§ AIM OF THE TASK: Go through the listing below and gather every line with the word "React".
=== DATA SUPPLIED ===
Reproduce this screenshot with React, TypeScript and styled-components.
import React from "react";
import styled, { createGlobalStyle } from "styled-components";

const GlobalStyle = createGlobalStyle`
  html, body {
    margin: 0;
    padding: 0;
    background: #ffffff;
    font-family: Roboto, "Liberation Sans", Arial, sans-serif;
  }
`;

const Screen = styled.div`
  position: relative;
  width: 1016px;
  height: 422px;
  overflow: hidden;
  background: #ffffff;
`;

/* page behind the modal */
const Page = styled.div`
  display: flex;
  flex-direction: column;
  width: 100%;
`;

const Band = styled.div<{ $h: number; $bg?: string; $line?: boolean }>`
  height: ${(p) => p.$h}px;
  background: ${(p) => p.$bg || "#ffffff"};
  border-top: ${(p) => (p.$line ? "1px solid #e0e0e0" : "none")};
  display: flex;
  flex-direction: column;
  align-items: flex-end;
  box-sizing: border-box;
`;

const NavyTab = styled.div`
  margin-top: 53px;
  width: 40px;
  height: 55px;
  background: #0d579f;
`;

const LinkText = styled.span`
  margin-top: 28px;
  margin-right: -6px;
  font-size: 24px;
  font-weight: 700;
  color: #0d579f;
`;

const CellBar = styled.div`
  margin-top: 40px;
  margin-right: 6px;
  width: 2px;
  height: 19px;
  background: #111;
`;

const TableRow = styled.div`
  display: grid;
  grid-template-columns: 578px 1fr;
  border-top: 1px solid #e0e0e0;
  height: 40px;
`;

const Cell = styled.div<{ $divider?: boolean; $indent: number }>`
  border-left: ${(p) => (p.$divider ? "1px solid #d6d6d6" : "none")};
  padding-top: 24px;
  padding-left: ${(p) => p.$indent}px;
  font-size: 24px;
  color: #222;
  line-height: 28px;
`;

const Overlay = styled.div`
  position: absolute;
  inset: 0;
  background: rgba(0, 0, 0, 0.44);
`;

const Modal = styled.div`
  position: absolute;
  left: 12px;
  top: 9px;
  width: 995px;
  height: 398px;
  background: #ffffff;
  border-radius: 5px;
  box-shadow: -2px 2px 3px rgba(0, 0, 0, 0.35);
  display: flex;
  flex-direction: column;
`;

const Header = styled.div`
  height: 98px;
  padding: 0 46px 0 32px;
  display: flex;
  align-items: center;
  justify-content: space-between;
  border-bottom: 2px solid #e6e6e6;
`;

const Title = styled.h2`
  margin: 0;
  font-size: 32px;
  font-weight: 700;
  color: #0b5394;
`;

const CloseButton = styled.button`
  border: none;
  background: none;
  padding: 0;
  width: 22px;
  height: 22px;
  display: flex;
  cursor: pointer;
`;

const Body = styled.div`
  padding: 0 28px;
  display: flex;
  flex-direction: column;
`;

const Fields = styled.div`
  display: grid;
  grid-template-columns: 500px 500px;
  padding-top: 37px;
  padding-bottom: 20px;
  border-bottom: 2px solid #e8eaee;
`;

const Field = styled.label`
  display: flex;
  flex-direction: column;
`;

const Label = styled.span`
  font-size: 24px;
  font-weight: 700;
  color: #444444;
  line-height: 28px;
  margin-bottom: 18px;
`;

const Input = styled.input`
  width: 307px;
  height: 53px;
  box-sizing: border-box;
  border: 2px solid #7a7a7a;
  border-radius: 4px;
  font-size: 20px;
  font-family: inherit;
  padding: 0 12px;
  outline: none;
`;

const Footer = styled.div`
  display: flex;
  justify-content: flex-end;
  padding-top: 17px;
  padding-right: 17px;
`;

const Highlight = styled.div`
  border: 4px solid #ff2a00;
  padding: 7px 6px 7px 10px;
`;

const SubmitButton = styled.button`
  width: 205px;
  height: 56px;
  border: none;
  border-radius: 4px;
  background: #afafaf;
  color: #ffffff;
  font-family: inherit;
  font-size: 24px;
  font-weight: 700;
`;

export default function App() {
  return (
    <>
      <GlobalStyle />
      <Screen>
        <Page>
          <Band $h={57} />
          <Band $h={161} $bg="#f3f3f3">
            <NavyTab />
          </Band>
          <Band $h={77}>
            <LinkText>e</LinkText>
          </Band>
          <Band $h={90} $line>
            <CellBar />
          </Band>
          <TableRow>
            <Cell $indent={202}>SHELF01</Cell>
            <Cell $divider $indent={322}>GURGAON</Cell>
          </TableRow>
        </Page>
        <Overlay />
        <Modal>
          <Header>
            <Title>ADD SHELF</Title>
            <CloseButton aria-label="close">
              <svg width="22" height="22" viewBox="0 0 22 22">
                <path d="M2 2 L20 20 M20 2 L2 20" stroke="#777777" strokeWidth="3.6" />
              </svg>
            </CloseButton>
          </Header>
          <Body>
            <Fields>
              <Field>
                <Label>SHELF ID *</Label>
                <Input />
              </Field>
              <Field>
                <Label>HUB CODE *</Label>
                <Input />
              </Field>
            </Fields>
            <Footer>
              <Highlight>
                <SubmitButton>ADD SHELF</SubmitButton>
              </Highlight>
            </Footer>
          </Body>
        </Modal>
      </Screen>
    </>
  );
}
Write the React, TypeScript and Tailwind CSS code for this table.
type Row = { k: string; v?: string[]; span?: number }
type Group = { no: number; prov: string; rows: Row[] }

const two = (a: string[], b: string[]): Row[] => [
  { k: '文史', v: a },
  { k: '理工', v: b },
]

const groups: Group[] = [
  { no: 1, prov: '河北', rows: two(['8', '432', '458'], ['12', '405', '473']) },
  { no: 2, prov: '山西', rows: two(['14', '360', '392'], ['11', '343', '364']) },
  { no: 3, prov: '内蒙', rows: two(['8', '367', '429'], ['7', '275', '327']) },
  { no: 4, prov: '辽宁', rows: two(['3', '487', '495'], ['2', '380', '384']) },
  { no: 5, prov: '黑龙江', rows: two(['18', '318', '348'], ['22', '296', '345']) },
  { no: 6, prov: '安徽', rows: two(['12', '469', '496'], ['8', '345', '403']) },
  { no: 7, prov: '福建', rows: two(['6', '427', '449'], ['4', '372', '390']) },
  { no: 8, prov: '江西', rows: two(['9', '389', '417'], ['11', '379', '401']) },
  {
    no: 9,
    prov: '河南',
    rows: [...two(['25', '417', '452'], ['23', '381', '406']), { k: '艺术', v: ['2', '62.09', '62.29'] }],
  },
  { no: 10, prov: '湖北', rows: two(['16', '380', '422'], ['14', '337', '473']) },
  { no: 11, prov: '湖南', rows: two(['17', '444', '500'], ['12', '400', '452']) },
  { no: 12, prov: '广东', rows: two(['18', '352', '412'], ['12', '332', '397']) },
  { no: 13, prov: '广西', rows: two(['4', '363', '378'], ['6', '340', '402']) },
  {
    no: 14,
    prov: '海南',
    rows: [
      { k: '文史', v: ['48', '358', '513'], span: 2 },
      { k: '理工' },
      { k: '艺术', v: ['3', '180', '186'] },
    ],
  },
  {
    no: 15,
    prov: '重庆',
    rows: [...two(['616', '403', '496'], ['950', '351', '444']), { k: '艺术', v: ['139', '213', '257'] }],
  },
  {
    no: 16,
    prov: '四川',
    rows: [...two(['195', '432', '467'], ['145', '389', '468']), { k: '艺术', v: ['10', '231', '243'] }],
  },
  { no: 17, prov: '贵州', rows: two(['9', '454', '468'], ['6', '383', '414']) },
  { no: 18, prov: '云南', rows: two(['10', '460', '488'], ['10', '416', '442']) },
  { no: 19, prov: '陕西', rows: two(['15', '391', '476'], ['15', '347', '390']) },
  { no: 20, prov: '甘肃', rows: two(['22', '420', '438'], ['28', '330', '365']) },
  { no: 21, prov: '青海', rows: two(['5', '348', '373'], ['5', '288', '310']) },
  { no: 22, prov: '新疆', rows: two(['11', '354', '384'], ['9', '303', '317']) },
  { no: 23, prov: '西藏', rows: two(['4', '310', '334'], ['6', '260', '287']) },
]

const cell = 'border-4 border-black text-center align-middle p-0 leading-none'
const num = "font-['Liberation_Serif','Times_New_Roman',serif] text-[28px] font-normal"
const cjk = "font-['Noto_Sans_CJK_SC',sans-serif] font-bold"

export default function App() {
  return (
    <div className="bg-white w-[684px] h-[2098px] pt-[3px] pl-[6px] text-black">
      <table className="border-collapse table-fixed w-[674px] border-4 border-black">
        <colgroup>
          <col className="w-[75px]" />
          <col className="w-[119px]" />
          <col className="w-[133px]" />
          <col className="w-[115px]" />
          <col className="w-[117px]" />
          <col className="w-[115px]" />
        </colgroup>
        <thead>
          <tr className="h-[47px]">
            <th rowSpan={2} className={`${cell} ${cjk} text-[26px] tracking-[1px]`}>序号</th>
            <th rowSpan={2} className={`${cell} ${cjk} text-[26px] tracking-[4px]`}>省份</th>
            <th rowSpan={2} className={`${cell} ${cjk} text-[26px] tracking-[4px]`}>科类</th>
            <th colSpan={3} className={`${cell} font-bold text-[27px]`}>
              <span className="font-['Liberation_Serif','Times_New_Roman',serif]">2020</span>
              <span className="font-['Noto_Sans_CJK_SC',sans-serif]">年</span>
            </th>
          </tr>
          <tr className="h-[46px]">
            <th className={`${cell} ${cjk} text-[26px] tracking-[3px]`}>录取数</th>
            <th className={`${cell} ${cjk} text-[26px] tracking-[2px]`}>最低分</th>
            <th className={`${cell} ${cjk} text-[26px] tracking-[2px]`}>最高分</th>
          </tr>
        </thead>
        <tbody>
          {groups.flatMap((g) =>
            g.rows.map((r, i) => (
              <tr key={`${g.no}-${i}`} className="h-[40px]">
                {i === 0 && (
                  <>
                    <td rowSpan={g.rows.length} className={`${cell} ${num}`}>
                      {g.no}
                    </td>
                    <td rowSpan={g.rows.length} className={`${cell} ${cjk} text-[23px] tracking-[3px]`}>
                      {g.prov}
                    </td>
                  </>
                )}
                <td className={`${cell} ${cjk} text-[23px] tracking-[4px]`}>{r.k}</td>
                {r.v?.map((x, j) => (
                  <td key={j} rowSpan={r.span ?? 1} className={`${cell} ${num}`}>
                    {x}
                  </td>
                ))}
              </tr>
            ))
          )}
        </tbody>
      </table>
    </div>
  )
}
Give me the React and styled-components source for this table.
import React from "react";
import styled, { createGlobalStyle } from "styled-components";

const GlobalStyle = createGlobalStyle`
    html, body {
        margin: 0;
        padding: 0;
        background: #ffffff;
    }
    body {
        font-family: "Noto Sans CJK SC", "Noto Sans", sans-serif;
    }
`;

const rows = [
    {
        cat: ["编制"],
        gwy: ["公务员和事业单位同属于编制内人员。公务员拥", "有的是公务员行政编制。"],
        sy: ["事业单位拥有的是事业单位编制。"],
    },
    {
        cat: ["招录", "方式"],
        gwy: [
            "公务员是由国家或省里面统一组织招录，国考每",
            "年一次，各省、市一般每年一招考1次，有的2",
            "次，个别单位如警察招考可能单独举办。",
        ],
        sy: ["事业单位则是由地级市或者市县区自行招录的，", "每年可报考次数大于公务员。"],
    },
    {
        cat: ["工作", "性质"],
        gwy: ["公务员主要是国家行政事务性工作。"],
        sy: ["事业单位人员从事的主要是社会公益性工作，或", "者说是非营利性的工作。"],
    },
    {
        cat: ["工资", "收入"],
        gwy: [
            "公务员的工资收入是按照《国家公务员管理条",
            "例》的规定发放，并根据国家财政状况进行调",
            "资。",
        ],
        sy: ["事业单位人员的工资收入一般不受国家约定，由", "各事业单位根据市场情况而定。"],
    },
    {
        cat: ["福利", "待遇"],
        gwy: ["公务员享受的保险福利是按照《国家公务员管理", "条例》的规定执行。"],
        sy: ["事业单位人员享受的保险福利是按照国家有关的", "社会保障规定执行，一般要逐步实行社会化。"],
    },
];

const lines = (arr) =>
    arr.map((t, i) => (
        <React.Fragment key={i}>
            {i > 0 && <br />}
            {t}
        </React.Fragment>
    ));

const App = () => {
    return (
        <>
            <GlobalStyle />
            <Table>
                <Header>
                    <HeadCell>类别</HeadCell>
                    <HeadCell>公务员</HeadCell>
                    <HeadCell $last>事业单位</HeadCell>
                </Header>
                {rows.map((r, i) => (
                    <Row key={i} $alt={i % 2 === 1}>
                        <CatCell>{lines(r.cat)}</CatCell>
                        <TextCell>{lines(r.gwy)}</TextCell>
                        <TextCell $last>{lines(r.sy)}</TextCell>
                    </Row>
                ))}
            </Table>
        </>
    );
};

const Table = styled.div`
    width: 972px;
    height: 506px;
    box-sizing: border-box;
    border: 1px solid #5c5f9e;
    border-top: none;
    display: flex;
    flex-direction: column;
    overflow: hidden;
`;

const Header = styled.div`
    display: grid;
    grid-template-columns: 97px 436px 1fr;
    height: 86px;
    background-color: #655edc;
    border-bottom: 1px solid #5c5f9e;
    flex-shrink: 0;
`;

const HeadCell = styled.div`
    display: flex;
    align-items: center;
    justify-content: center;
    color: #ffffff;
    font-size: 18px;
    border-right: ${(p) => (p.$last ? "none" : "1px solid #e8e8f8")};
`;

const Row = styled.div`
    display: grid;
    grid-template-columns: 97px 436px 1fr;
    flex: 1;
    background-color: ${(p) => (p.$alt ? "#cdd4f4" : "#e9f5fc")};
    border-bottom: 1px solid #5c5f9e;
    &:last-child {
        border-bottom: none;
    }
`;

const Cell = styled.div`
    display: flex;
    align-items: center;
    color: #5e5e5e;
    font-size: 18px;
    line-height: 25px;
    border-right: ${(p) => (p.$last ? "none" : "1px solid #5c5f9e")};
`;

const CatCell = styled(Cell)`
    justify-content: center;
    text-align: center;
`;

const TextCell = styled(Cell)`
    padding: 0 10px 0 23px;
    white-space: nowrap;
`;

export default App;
===
§ WRITTEN REPLY:
Reproduce this screenshot with React, TypeScript and styled-components.
import React from "react";
Write the React, TypeScript and Tailwind CSS code for this table.
Give me the React and styled-components source for this table.
import React from "react";
        <React.Fragment key={i}>
        </React.Fragment>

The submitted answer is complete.